While Simons hasn’t spoken out against majority-white casting in the way someone like Rousteing has (“What the fuck, you put just one black girl in to make sure you’ve ticked a box?” he asserted in our Winter 2014 issue) even having been called out for the lack of black models on his own runways before making an effort to diversify them, his era for Dior is defined by a constant questioning and redefinition of the idea of the brand’s ‘woman’. It’s a vision that now includes Rihanna. Despite the controversy that tends to surround some of her outfit choices (and her selfies) – something that once would have mortified a prestigious French fashion house – the industry seem relatively unfazed. If anything, Rihanna’s self belief endears her to it; Anna Wintour declared the singer as evidence that “incredible style can help take a talented young woman from a small island to the world stage, and along the way spark a lot of conversation about elegance and empowerment.”

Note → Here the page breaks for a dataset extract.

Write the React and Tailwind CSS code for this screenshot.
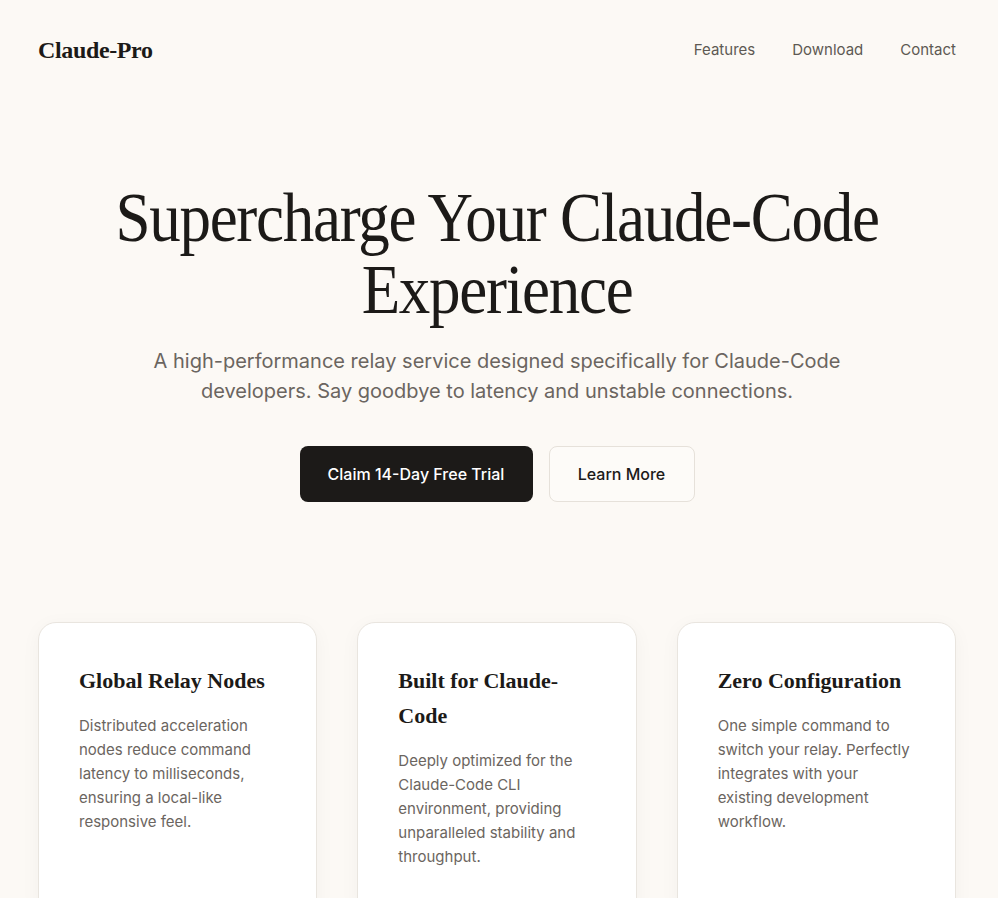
export default function App() {
  const cards = [
    {
      t: "Global Relay Nodes",
      d: "Distributed acceleration nodes reduce command latency to milliseconds, ensuring a local-like responsive feel.",
    },
    {
      t: "Built for Claude-Code",
      d: "Deeply optimized for the Claude-Code CLI environment, providing unparalleled stability and throughput.",
    },
    {
      t: "Zero Configuration",
      d: "One simple command to switch your relay. Perfectly integrates with your existing development workflow.",
    },
  ];
  return (
    <div
      className="min-h-[898px] bg-[#fcf9f5] text-[#1c1a18] pl-[38px] pr-[42px]"
      style={{ fontFamily: 'Inter, "Noto Sans", sans-serif' }}
    >
      <header className="flex items-center justify-between h-[100px]">
        <div className="text-[24px] font-semibold tracking-[-0.015em] text-[#1c1a18] font-['Liberation_Serif',serif]">
          Claude-Pro
        </div>
        <nav className="flex items-center gap-[37px] text-[15px] text-[#5e5953]">
          <a>Features</a>
          <a>Download</a>
          <a>Contact</a>
        </nav>
      </header>

      <section className="flex flex-col items-center text-center pt-[82px]">
        <h1 className="text-[70px] leading-[72px] tracking-[-0.02em] text-[#1c1a18] max-w-[900px] scale-x-[0.9] font-['Liberation_Serif',serif]">
          Supercharge Your Claude-Code Experience
        </h1>
        <p className="mt-[20px] text-[20px] leading-[30px] text-[#6b6560] max-w-[700px]">
          A high-performance relay service designed specifically for Claude-Code developers. Say goodbye to latency and
          unstable connections.
        </p>
        <div className="flex gap-4 mt-[40px]">
          <button className="h-[56px] w-[233px] rounded-lg bg-[#1c1a18] text-white text-[16px] font-medium">
            Claim 14-Day Free Trial
          </button>
          <button className="h-[56px] w-[146px] rounded-lg border border-[#e6e1da] bg-[#fdfbf8] text-[#1c1a18] text-[16px] font-medium">
            Learn More
          </button>
        </div>
      </section>

      <section className="grid grid-cols-3 gap-[40px] mt-[120px]">
        {cards.map((c) => (
          <div
            key={c.t}
            className="bg-white border border-[#e9e5df] rounded-[18px] px-[40px] pt-[40px] pb-[40px] min-h-[300px] shadow-[0_4px_20px_rgba(60,40,20,0.04)]"
          >
            <h3 className="text-[22px] leading-[35px] font-semibold text-[#1c1a18] font-['Liberation_Serif',serif]">
              {c.t}
            </h3>
            <p className="mt-[16px] text-[15px] leading-[24px] text-[#6b6560]">{c.d}</p>
          </div>
        ))}
      </section>
    </div>
  );
}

Ultimately, Rihanna is a woman who has a great sense of ownership over her body and the way she chooses to display it. That self assuredness and power truly ties in to the woman Simons creates for at Dior, and although wildly different in terms of genre, it’s undeniable that she shares the attitude of the musical rebels the designer – who spent a youth sewing Black Flag and Kraftwerk patches to his clothes – has taken inspiration from at the house, including the likes of David Bowie, Throbbing Gristle and Sonic Youth. But while we celebrate the landmarks that are overcome in fashion, it’s important not to forget about the hurdles that remain. In a recent Dazed interview, legendary model agent Carole White spoke frankly of the time it takes to kickstart a black model’s career, admitting that she doesn’t think “diversity has got much better over the years.” While choosing a black celebrity with the kind of power as Rihanna to front a campaign should be applauded for breaking down one more of fashion’s boundaries, it can hardly be considered a great casting risk of the kind that supposedly keeps more models of colour off the runways. It can, however, set a precedent – with the overwhelmingly positive response encouraging any fashion houses still stuck in their ways to change their line-ups to reflect the multicultural world we live in. God knows we’re ready for it.